The deeper, darker question is whether people of a certain age and outlook extoll the virtues of Test cricket so much and so overtly because, unlike ODIs and T20Is and like an old-fashioned gentleman’s club, it doesn’t often involve women. That view is enabled by the fact that only Test cricket played by women is denoted as such. If it’s labelled “Test cricket” it isn’t explained that it’s men who are playing. It doesn’t need to be because, as we all know, or should know, that’s the norm.

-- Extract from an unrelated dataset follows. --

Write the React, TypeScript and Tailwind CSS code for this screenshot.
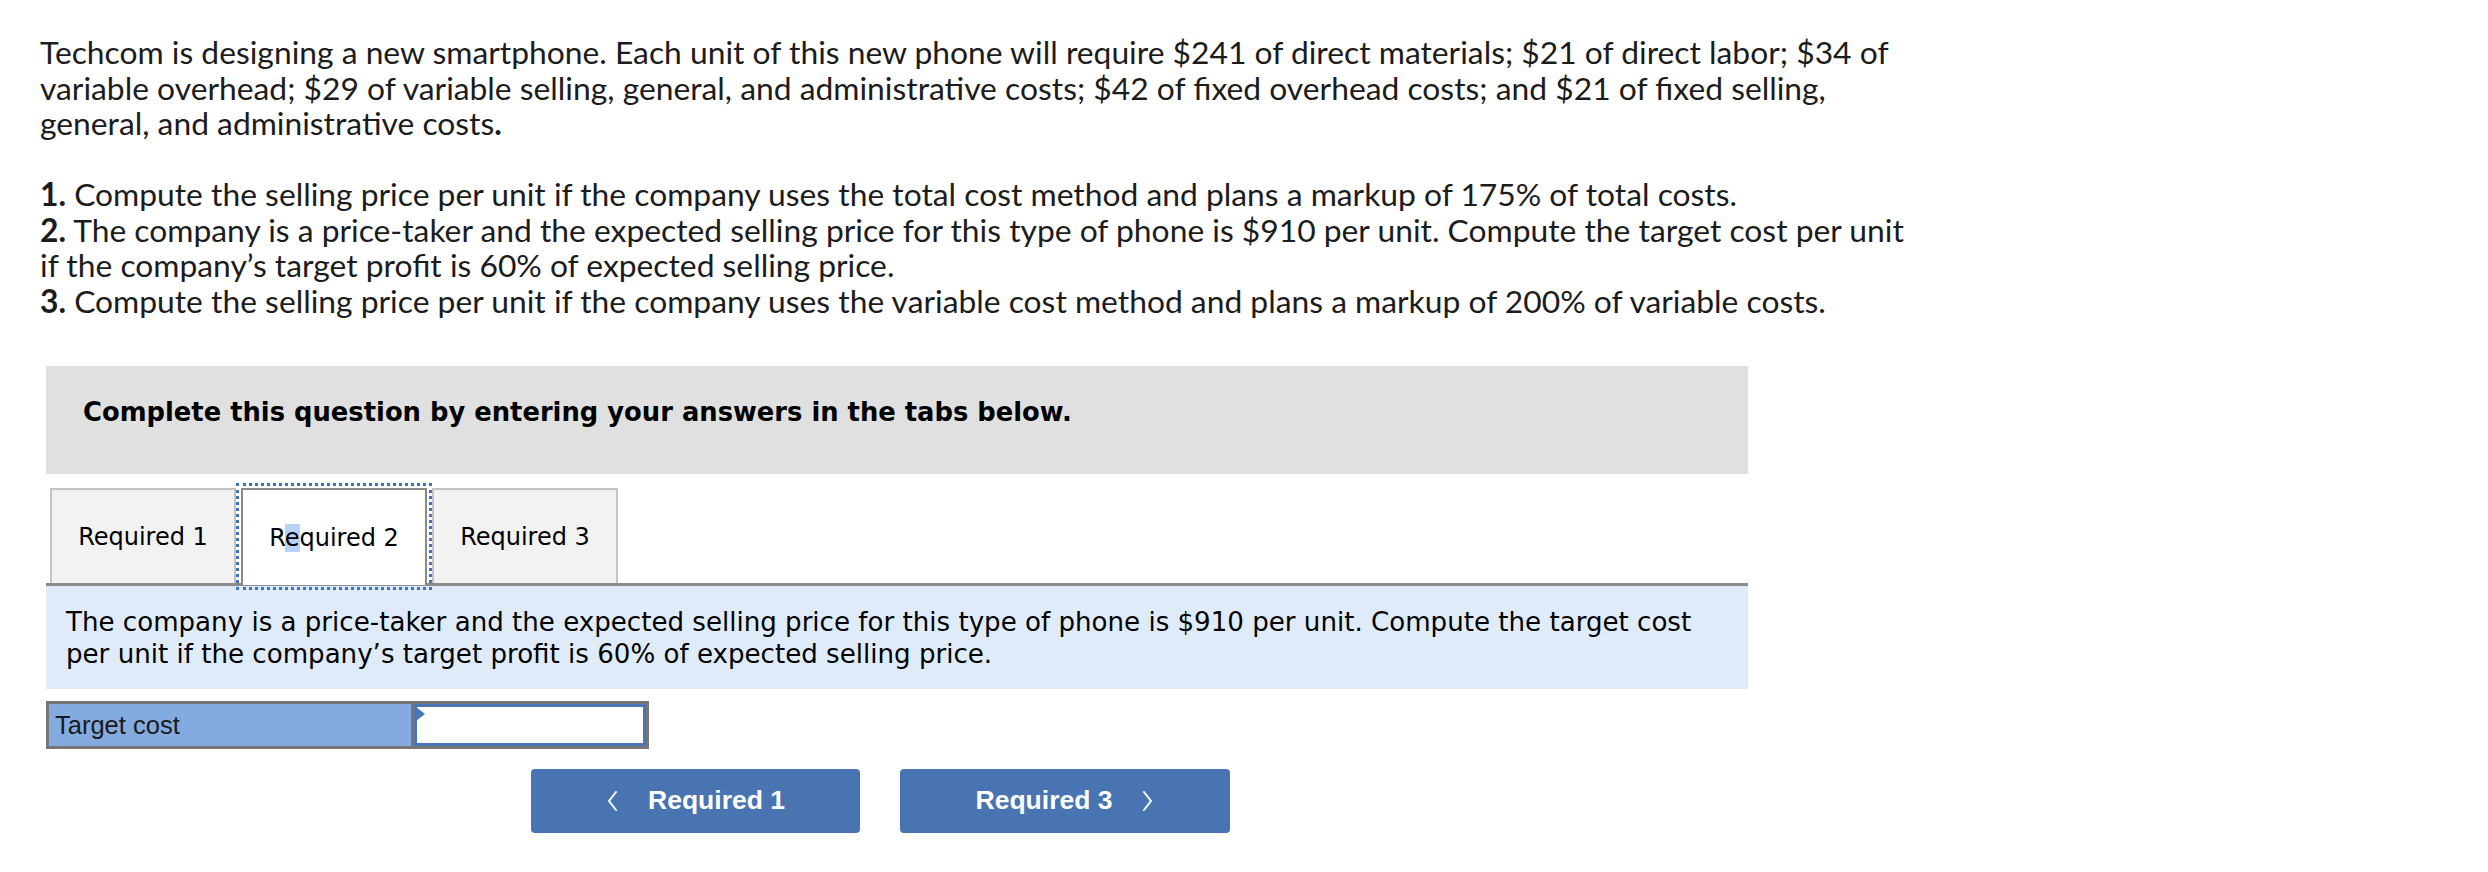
import React from 'react'

const introLines = [
  'Techcom is designing a new smartphone. Each unit of this new phone will require $241 of direct materials; $21 of direct labor; $34 of',
  'variable overhead; $29 of variable selling, general, and administrative costs; $42 of fixed overhead costs; and $21 of fixed selling,',
]

function Chevron({ dir }: { dir: 'left' | 'right' }) {
  return (
    <svg width="12" height="22" viewBox="0 0 12 22" fill="none" className="shrink-0">
      <polyline
        points={dir === 'left' ? '10,2 3,11 10,20' : '2,2 9,11 2,20'}
        stroke="white"
        strokeWidth="2"
        strokeLinecap="round"
        strokeLinejoin="round"
      />
    </svg>
  )
}

export default function App() {
  const tabs = ['Required 1', 'Required 2', 'Required 3']
  const active = 1

  return (
    <div className="relative h-[872px] w-[2488px] overflow-hidden bg-white">
      {/* problem statement */}
      <div className="pl-[40px] pt-[35px] font-['Lato',sans-serif] text-[31.8px] leading-[35.5px] text-[#1c1c1c]">
        {introLines.map((line) => (
          <div key={line} className="whitespace-nowrap">
            {line}
          </div>
        ))}
        <div className="whitespace-nowrap">
          general, and administrative costs<b>.</b>
        </div>
        <div className="h-[35.5px]" />
        <div className="whitespace-nowrap">
          <b>1.</b> Compute the selling price per unit if the company uses the total cost method and plans a markup of 175% of total costs.
        </div>
        <div className="whitespace-nowrap">
          <b>2.</b> The company is a price-taker and the expected selling price for this type of phone is $910 per unit. Compute the target cost per unit
        </div>
        <div className="whitespace-nowrap">if the company’s target profit is 60% of expected selling price.</div>
        <div className="whitespace-nowrap">
          <b>3.</b> Compute the selling price per unit if the company uses the variable cost method and plans a markup of 200% of variable costs.
        </div>
      </div>

      {/* answer area */}
      <div className="ml-[46px] mt-[47px] w-[1702px] font-['DejaVu_Sans',Verdana,sans-serif]">
        <div className="h-[108px] bg-[#e0e0e0] pl-[37px] pt-[30px] text-[25.8px] font-bold leading-[32px] text-black">
          Complete this question by entering your answers in the tabs below.
        </div>

        <div className="mt-[14px] flex gap-[5px] border-b-[3px] border-[#8c8c8c] pl-[4px]">
          {tabs.map((tab, i) => (
            <div
              key={tab}
              className={
                i === active
                  ? 'relative -mb-[3px] flex h-[97px] w-[186px] items-center justify-center border-2 border-b-0 border-[#8a8a8a] bg-white text-[24px] text-black outline-[3px] outline-dotted outline-offset-[2px] outline-[#3f72c4]'
                  : 'flex h-[95px] w-[186px] items-center justify-center border-2 border-b-0 border-[#c4c4c4] bg-[#f2f2f2] text-[24px] text-black'
              }
            >
              {i === active ? (
                <span>
                  R<span className="bg-[#b6d2f6]">e</span>quired 2
                </span>
              ) : (
                tab
              )}
            </div>
          ))}
        </div>

        <div className="bg-[#dfebf8] pb-[19px] pl-[20px] pr-[40px] pt-[20px] text-[26.1px] leading-[32px] text-black">
          The company is a price-taker and the expected selling price for this type of phone is $910 per unit. Compute the target cost
          <br />
          per unit if the company’s target profit is 60% of expected selling price.
        </div>

        <div className="mt-[12px] flex h-[48px] w-[603px] border-[3px] border-[#767676] font-['Liberation_Sans',Arial,sans-serif]">
          <div className="flex w-[365px] items-center border-r-[3px] border-[#767676] bg-[#83abdf] pl-[6px] text-[25.5px] text-[#1a1a1a]">
            Target cost
          </div>
          <div className="relative flex-1 border-[3px] border-[#4a76b5] bg-white">
            <div className="absolute left-[-1px] top-[0px] h-0 w-0 border-y-[7px] border-l-[9px] border-y-transparent border-l-[#4a76b5]" />
          </div>
        </div>

        <div className="ml-[485px] mt-[20px] flex gap-[40px] font-['Liberation_Sans',Arial,sans-serif] text-[26.5px] font-bold text-white">
          <div className="flex h-[64px] w-[329px] items-center justify-center gap-[30px] rounded-[4px] bg-[#4874b2]">
            <Chevron dir="left" />
            <span>Required 1</span>
          </div>
          <div className="flex h-[64px] w-[330px] items-center justify-center gap-[30px] rounded-[4px] bg-[#4874b2]">
            <span>Required 3</span>
            <Chevron dir="right" />
          </div>
        </div>
      </div>
    </div>
  )
}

And yet it’s the format, not the gender of those playing, that determines the level of complexity, drama and nuance on display. It’s simply Test cricket because, simply, it’s Test cricket, not because men are playing it. So if we disclaim some matches as “women’s Tests” we should do the same for “men’s Tests”. Or, better yet, remove the apologetic gender specific simper that says, in effect, “We’re calling this Test cricket, but …”

Marizanne Kapp’s 150 at Taunton on Monday, the highest score by a No. 6 in a women’s Test and the highest by any South African woman, is no less an accomplishment because it wasn’t achieved by a man. Indeed, that she was able to perform as she did even though women play so few Tests is a powerful argument to the contrary. Strike rate? A healthy 70.42.

Happily, there were thousands of pairs of hands in attendance to give voice to those truths. But in the silence that followed the applause there was time and space for a more sobering thought: how many fine innings might we have seen from Kapp and Du Preez had South Africa been deemed worthy of playing more than two Tests in almost eight years?